## Available data
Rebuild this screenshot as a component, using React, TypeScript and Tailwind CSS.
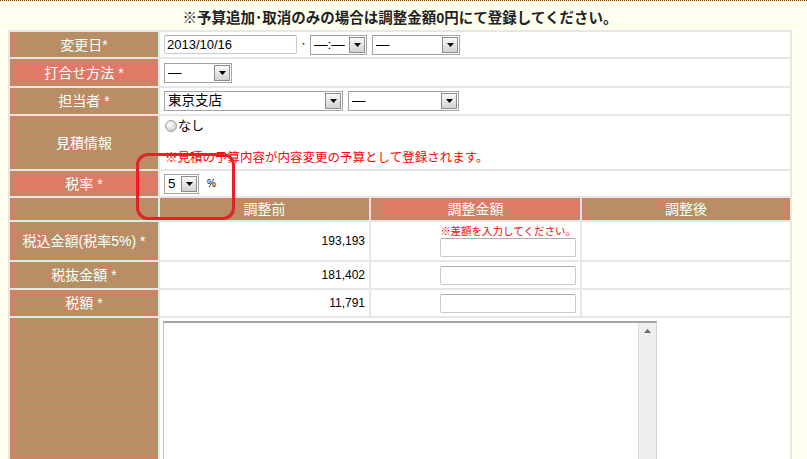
import React from "react";

const FONT = "font-['Liberation_Sans','Noto_Sans_CJK_JP',sans-serif]";
const TEX =
  "bg-[image:repeating-conic-gradient(#da796b_0%_25%,#bd8f5f_0%_50%)] bg-[length:2px_2px]";

function Tri({ className = "" }: { className?: string }) {
  return (
    <svg width="7" height="4" viewBox="0 0 7 4" className={className}>
      <path d="M0 0h7L3.5 4z" fill="#000" />
    </svg>
  );
}

function Sel({ w, text }: { w: string; text: string }) {
  return (
    <div className={`flex h-[20px] items-stretch border border-[#a3a3a3] bg-white ${w}`}>
      <div className="flex-1 overflow-hidden whitespace-nowrap pl-[3px] text-[13.5px] leading-[18px] text-black">
        {text}
      </div>
      <div className="m-[1px] flex w-[16px] items-center justify-center border border-[#8c8c8c] bg-[image:linear-gradient(#fafafa,#d2d2d2)]">
        <Tri />
      </div>
    </div>
  );
}

function Inp({ w, text = "" }: { w: string; text?: string }) {
  return (
    <div
      className={`h-[19px] rounded-[2px] border border-[#c6c9d0] border-t-[#a9acb4] bg-white pl-[2px] text-[13px] leading-[17px] text-black ${w}`}
    >
      {text}
    </div>
  );
}

function Label({ children, className = "" }: { children?: React.ReactNode; className?: string }) {
  return (
    <div
      className={`${TEX} flex items-center justify-center text-[14px] leading-[16px] text-white ${className}`}
    >
      {children}
    </div>
  );
}

export default function App() {
  return (
    <div
      className={`relative h-[459px] w-[807px] overflow-hidden border-t border-dotted border-[#6e3a00] bg-[#fffff0] ${FONT}`}
    >
      <div className="ml-[8px] h-[29px] w-[784px] pt-[9px] text-center text-[14.5px] font-bold leading-[16px] text-[#222]">
        ※予算追加･取消のみの場合は調整金額0円にて登録してください。
      </div>

      <div className="ml-[8px] grid w-[784px] grid-cols-[148px_209px_209px_208px] grid-rows-[25px_27px_26px_53px_25px_22px_38px_26px_26px_200px] gap-[2px] bg-[#e6e6e6] p-[2px]">
        {/* row 1 */}
        <Label>変更日*</Label>
        <div className="col-span-3 flex items-center bg-white pl-[4px]">
          <Inp w="w-[133px]" text="2013/10/16" />
          <span className="mx-[4px] text-[10px] text-black">･</span>
          <Sel w="w-[57px]" text="—:—" />
          <div className="w-[5px]" />
          <Sel w="w-[88px]" text="—" />
        </div>

        {/* row 2 */}
        <Label>打合せ方法 *</Label>
        <div className="col-span-3 flex items-center bg-white pl-[4px]">
          <Sel w="w-[68px]" text="—" />
        </div>

        {/* row 3 */}
        <Label>担当者 *</Label>
        <div className="col-span-3 flex items-center bg-white pl-[4px]">
          <Sel w="w-[179px]" text="東京支店" />
          <div className="w-[5px]" />
          <Sel w="w-[111px]" text="—" />
        </div>

        {/* row 4 */}
        <Label>見積情報</Label>
        <div className="col-span-3 flex flex-col bg-white pl-[5px]">
          <div className="flex h-[20px] items-center text-[13px] text-black">
            <span className="mr-[1px] inline-block h-[12px] w-[12px] rounded-full border border-[#a0a0a0] bg-[image:radial-gradient(circle_at_40%_35%,#ffffff,#bdbdbd)]" />
            なし
          </div>
          <div className="mt-auto flex h-[22px] items-center text-[12.5px] text-[#ff0000]">
            ※見積の予算内容が内容変更の予算として登録されます。
          </div>
        </div>

        {/* row 5 */}
        <Label>税率 *</Label>
        <div className="col-span-3 flex items-center bg-white pl-[4px]">
          <Sel w="w-[35px]" text="5" />
          <span className="ml-[8px] text-[10px] text-black">%</span>
        </div>

        {/* header */}
        <Label />
        <Label>調整前</Label>
        <Label>調整金額</Label>
        <Label>調整後</Label>

        {/* 税込 */}
        <Label>税込金額(税率5%) *</Label>
        <div className="flex items-center justify-end bg-white pr-[4px] text-[12px] text-black">193,193</div>
        <div className="flex flex-col items-end bg-white pr-[4px] pt-[2px]">
          <div className="h-[14px] text-[10.5px] leading-[14px] text-[#ff0000]">※差額を入力してください。</div>
          <Inp w="w-[136px]" />
        </div>
        <div className="bg-white" />

        {/* 税抜 */}
        <Label>税抜金額 *</Label>
        <div className="flex items-center justify-end bg-white pr-[4px] text-[12px] text-black">181,402</div>
        <div className="flex items-center justify-end bg-white pr-[4px]">
          <Inp w="w-[136px]" />
        </div>
        <div className="bg-white" />

        {/* 税額 */}
        <Label>税額 *</Label>
        <div className="flex items-center justify-end bg-white pr-[4px] text-[12px] text-black">11,791</div>
        <div className="flex items-center justify-end bg-white pr-[4px]">
          <Inp w="w-[136px]" />
        </div>
        <div className="bg-white" />

        {/* textarea row */}
        <Label />
        <div className="col-span-3 bg-white pl-[3px] pt-[3px]">
          <div className="flex h-[200px] w-[494px] border border-[#d4d4dc] border-l-[#c0c0c8] border-t-2 border-t-[#a4a4a4] bg-white">
            <div className="flex-1" />
            <div className="flex w-[18px] justify-center border-l border-[#dcdcdc] bg-[#eeeeee] pt-[6px]">
              <svg width="7" height="4" viewBox="0 0 7 4">
                <path d="M3.5 0L7 4H0z" fill="#6a6a6a" />
              </svg>
            </div>
          </div>
        </div>
      </div>

      <div className="absolute left-[136px] top-[152px] h-[67px] w-[99px] rounded-[12px] border-[3px] border-[#ee1c25]" />
    </div>
  );
}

## Set exercise
Transcribe all the lines above exactly, apart from the pictures.

## The completed task
Rebuild this screenshot as a component, using React, TypeScript and Tailwind CSS.
import React from "react";

const FONT = "font-['Liberation_Sans','Noto_Sans_CJK_JP',sans-serif]";
const TEX =
  "bg-[image:repeating-conic-gradient(#da796b_0%_25%,#bd8f5f_0%_50%)] bg-[length:2px_2px]";

function Tri({ className = "" }: { className?: string }) {
  return (
    <svg width="7" height="4" viewBox="0 0 7 4" className={className}>
      <path d="M0 0h7L3.5 4z" fill="#000" />
    </svg>
  );
}

function Sel({ w, text }: { w: string; text: string }) {
  return (
    <div className={`flex h-[20px] items-stretch border border-[#a3a3a3] bg-white ${w}`}>
      <div className="flex-1 overflow-hidden whitespace-nowrap pl-[3px] text-[13.5px] leading-[18px] text-black">
        {text}
      </div>
      <div className="m-[1px] flex w-[16px] items-center justify-center border border-[#8c8c8c] bg-[image:linear-gradient(#fafafa,#d2d2d2)]">
        <Tri />
      </div>
    </div>
  );
}

function Inp({ w, text = "" }: { w: string; text?: string }) {
  return (
    <div
      className={`h-[19px] rounded-[2px] border border-[#c6c9d0] border-t-[#a9acb4] bg-white pl-[2px] text-[13px] leading-[17px] text-black ${w}`}
    >
      {text}
    </div>
  );
}

function Label({ children, className = "" }: { children?: React.ReactNode; className?: string }) {
  return (
    <div
      className={`${TEX} flex items-center justify-center text-[14px] leading-[16px] text-white ${className}`}
    >
      {children}
    </div>
  );
}

export default function App() {
  return (
    <div
      className={`relative h-[459px] w-[807px] overflow-hidden border-t border-dotted border-[#6e3a00] bg-[#fffff0] ${FONT}`}
    >
      <div className="ml-[8px] h-[29px] w-[784px] pt-[9px] text-center text-[14.5px] font-bold leading-[16px] text-[#222]">
        ※予算追加･取消のみの場合は調整金額0円にて登録してください。
      </div>

      <div className="ml-[8px] grid w-[784px] grid-cols-[148px_209px_209px_208px] grid-rows-[25px_27px_26px_53px_25px_22px_38px_26px_26px_200px] gap-[2px] bg-[#e6e6e6] p-[2px]">
        {/* row 1 */}
        <Label>変更日*</Label>
        <div className="col-span-3 flex items-center bg-white pl-[4px]">
          <Inp w="w-[133px]" text="2013/10/16" />
          <span className="mx-[4px] text-[10px] text-black">･</span>
          <Sel w="w-[57px]" text="—:—" />
          <div className="w-[5px]" />
          <Sel w="w-[88px]" text="—" />
        </div>

        {/* row 2 */}
        <Label>打合せ方法 *</Label>
        <div className="col-span-3 flex items-center bg-white pl-[4px]">
          <Sel w="w-[68px]" text="—" />
        </div>

        {/* row 3 */}
        <Label>担当者 *</Label>
        <div className="col-span-3 flex items-center bg-white pl-[4px]">
          <Sel w="w-[179px]" text="東京支店" />
          <div className="w-[5px]" />
          <Sel w="w-[111px]" text="—" />
        </div>

        {/* row 4 */}
        <Label>見積情報</Label>
        <div className="col-span-3 flex flex-col bg-white pl-[5px]">
          <div className="flex h-[20px] items-center text-[13px] text-black">
            <span className="mr-[1px] inline-block h-[12px] w-[12px] rounded-full border border-[#a0a0a0] bg-[image:radial-gradient(circle_at_40%_35%,#ffffff,#bdbdbd)]" />
            なし
          </div>
          <div className="mt-auto flex h-[22px] items-center text-[12.5px] text-[#ff0000]">
            ※見積の予算内容が内容変更の予算として登録されます。
          </div>
        </div>

        {/* row 5 */}
        <Label>税率 *</Label>
        <div className="col-span-3 flex items-center bg-white pl-[4px]">
          <Sel w="w-[35px]" text="5" />
          <span className="ml-[8px] text-[10px] text-black">%</span>
        </div>

        {/* header */}
        <Label />
        <Label>調整前</Label>
        <Label>調整金額</Label>
        <Label>調整後</Label>

        {/* 税込 */}
        <Label>税込金額(税率5%) *</Label>
        <div className="flex items-center justify-end bg-white pr-[4px] text-[12px] text-black">193,193</div>
        <div className="flex flex-col items-end bg-white pr-[4px] pt-[2px]">
          <div className="h-[14px] text-[10.5px] leading-[14px] text-[#ff0000]">※差額を入力してください。</div>
          <Inp w="w-[136px]" />
        </div>
        <div className="bg-white" />

        {/* 税抜 */}
        <Label>税抜金額 *</Label>
        <div className="flex items-center justify-end bg-white pr-[4px] text-[12px] text-black">181,402</div>
        <div className="flex items-center justify-end bg-white pr-[4px]">
          <Inp w="w-[136px]" />
        </div>
        <div className="bg-white" />

        {/* 税額 */}
        <Label>税額 *</Label>
        <div className="flex items-center justify-end bg-white pr-[4px] text-[12px] text-black">11,791</div>
        <div className="flex items-center justify-end bg-white pr-[4px]">
          <Inp w="w-[136px]" />
        </div>
        <div className="bg-white" />

        {/* textarea row */}
        <Label />
        <div className="col-span-3 bg-white pl-[3px] pt-[3px]">
          <div className="flex h-[200px] w-[494px] border border-[#d4d4dc] border-l-[#c0c0c8] border-t-2 border-t-[#a4a4a4] bg-white">
            <div className="flex-1" />
            <div className="flex w-[18px] justify-center border-l border-[#dcdcdc] bg-[#eeeeee] pt-[6px]">
              <svg width="7" height="4" viewBox="0 0 7 4">
                <path d="M3.5 0L7 4H0z" fill="#6a6a6a" />
              </svg>
            </div>
          </div>
        </div>
      </div>

      <div className="absolute left-[136px] top-[152px] h-[67px] w-[99px] rounded-[12px] border-[3px] border-[#ee1c25]" />
    </div>
  );
}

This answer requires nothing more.